# GIVEN RECORDS start

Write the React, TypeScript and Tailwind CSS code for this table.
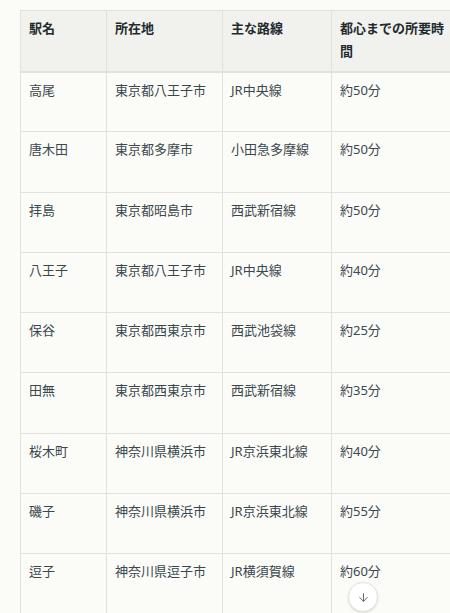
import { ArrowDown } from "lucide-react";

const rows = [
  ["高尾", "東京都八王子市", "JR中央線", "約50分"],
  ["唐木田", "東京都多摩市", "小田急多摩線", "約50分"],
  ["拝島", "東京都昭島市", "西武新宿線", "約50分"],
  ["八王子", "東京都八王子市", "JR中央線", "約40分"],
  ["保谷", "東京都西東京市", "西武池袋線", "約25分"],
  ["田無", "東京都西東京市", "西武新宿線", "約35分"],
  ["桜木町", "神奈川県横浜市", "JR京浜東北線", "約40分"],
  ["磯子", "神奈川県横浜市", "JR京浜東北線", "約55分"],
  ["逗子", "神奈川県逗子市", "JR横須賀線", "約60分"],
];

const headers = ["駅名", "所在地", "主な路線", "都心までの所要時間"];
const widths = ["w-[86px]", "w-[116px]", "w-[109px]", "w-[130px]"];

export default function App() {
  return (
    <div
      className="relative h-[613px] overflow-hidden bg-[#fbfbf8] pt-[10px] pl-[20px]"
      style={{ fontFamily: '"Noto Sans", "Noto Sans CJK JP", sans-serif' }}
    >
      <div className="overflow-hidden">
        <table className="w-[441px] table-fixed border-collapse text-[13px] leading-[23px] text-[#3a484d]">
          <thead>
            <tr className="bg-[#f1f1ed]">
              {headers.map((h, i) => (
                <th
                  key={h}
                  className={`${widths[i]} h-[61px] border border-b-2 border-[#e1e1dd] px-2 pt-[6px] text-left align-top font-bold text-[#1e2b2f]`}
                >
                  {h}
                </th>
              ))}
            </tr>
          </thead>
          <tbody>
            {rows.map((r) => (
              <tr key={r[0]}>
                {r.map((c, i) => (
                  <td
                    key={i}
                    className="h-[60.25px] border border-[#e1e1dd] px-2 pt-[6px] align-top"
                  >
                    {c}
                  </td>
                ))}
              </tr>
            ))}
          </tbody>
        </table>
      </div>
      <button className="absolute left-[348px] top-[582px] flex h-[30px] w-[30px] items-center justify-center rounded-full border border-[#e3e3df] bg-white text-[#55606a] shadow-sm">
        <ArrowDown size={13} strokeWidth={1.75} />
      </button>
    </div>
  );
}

# GIVEN RECORDS end
# GIVEN RECORDS start

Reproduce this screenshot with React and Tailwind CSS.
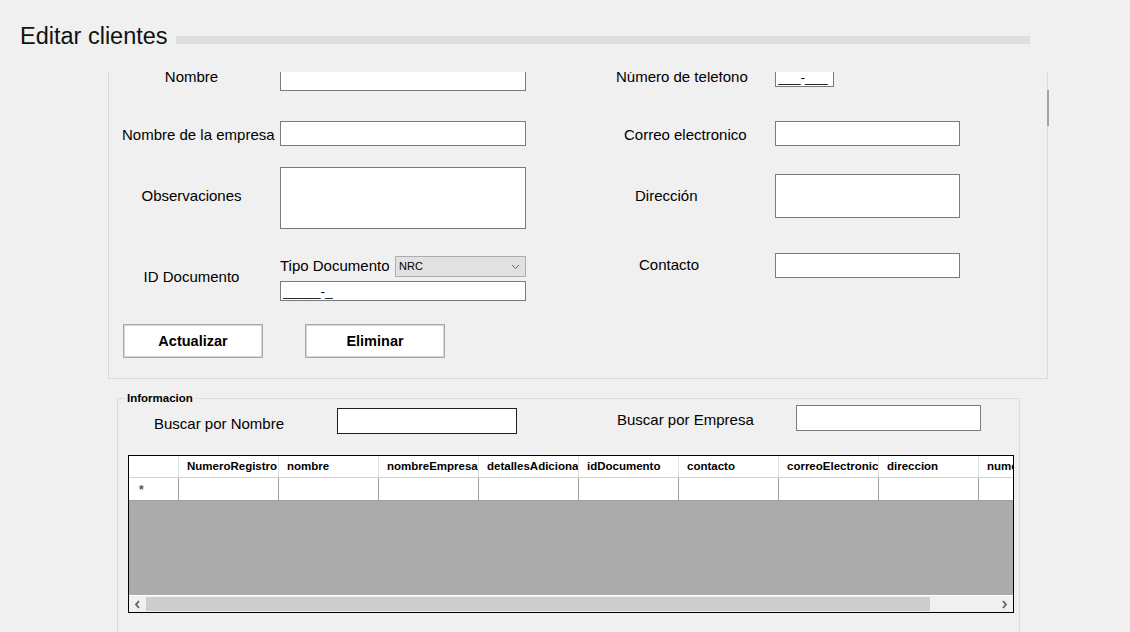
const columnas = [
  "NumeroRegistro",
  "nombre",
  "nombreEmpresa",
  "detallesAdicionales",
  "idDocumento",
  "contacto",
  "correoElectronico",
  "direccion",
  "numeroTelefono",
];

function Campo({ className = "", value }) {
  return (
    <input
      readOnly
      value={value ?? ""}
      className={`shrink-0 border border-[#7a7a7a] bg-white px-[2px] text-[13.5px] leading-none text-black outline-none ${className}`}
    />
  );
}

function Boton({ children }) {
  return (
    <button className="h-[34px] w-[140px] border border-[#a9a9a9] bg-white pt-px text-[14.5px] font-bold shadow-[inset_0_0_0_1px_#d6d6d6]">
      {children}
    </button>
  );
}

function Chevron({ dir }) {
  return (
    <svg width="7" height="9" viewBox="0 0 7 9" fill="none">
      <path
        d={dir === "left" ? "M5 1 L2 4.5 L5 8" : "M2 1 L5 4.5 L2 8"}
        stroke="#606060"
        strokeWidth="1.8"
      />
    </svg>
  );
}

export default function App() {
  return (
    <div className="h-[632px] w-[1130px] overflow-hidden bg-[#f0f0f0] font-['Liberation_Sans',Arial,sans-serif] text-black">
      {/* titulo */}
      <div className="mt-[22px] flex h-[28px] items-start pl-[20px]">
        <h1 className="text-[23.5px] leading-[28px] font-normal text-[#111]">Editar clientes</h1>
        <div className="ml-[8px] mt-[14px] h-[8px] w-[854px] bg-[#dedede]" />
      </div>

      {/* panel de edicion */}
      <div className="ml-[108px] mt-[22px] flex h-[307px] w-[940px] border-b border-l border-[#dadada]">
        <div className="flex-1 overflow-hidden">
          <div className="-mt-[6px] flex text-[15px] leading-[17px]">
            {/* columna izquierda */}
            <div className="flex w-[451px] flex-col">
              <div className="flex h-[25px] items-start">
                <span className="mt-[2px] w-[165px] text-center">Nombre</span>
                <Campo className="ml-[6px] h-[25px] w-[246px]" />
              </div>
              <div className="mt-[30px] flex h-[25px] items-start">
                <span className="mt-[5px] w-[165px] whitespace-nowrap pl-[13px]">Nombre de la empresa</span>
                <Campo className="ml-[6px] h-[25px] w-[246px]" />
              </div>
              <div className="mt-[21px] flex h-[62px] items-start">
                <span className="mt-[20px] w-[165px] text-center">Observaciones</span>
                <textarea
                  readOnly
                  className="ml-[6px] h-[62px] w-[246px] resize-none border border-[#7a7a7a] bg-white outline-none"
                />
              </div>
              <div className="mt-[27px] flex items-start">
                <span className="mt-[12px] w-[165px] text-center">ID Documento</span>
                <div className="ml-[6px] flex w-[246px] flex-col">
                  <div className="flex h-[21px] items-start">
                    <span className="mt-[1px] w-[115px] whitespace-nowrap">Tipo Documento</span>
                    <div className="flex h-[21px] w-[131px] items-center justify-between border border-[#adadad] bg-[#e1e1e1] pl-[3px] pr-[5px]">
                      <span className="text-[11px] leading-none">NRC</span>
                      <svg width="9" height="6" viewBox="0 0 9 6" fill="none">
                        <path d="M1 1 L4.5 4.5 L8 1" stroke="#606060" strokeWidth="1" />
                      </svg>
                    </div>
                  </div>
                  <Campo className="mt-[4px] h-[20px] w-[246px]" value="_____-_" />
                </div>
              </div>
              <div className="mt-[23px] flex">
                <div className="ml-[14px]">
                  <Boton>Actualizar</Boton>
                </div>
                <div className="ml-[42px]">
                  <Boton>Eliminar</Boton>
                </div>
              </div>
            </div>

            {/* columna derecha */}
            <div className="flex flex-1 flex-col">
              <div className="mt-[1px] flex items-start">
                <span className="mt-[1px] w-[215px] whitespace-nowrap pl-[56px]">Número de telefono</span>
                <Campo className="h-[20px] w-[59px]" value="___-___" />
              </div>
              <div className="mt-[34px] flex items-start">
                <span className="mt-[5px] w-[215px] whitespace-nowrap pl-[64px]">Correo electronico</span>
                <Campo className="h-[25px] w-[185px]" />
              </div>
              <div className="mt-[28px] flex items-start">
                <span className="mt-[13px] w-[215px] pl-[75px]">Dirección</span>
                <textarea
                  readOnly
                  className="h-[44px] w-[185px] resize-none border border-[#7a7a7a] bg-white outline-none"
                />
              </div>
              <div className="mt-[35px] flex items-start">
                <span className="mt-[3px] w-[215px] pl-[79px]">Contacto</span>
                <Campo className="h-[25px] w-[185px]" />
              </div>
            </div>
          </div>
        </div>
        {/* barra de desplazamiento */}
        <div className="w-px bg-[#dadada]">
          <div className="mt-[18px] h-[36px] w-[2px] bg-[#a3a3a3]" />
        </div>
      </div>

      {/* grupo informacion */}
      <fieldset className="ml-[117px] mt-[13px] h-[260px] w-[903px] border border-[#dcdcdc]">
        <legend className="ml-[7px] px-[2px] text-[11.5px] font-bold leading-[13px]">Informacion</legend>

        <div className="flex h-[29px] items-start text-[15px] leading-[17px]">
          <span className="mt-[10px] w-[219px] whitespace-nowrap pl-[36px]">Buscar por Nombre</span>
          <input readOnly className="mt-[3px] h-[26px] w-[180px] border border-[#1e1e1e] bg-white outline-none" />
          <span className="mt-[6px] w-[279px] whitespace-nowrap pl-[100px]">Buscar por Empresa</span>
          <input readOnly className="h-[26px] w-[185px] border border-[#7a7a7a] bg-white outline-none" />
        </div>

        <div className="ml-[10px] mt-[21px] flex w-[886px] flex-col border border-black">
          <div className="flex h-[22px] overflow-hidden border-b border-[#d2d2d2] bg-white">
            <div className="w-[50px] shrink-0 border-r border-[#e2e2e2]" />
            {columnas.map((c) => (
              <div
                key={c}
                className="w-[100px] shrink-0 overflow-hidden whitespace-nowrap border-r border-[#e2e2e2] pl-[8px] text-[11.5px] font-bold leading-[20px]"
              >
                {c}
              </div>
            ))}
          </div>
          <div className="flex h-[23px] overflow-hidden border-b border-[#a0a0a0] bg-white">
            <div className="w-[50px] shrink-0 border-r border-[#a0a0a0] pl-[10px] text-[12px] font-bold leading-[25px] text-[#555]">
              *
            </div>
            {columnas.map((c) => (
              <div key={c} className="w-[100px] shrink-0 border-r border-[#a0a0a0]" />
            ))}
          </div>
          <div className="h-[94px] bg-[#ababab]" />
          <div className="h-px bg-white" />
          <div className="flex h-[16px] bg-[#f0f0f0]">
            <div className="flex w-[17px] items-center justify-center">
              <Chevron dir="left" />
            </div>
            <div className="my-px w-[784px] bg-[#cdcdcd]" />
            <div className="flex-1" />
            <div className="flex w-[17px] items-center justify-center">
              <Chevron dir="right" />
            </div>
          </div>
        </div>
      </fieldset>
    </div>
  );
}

# GIVEN RECORDS end

- [EXERCISE DETAILS] Find every line in the records that contains the word "table"; copy those lines.

- [RESPONSE TO THE EXERCISE]
Write the React, TypeScript and Tailwind CSS code for this table.
        <table className="w-[441px] table-fixed border-collapse text-[13px] leading-[23px] text-[#3a484d]">
        </table>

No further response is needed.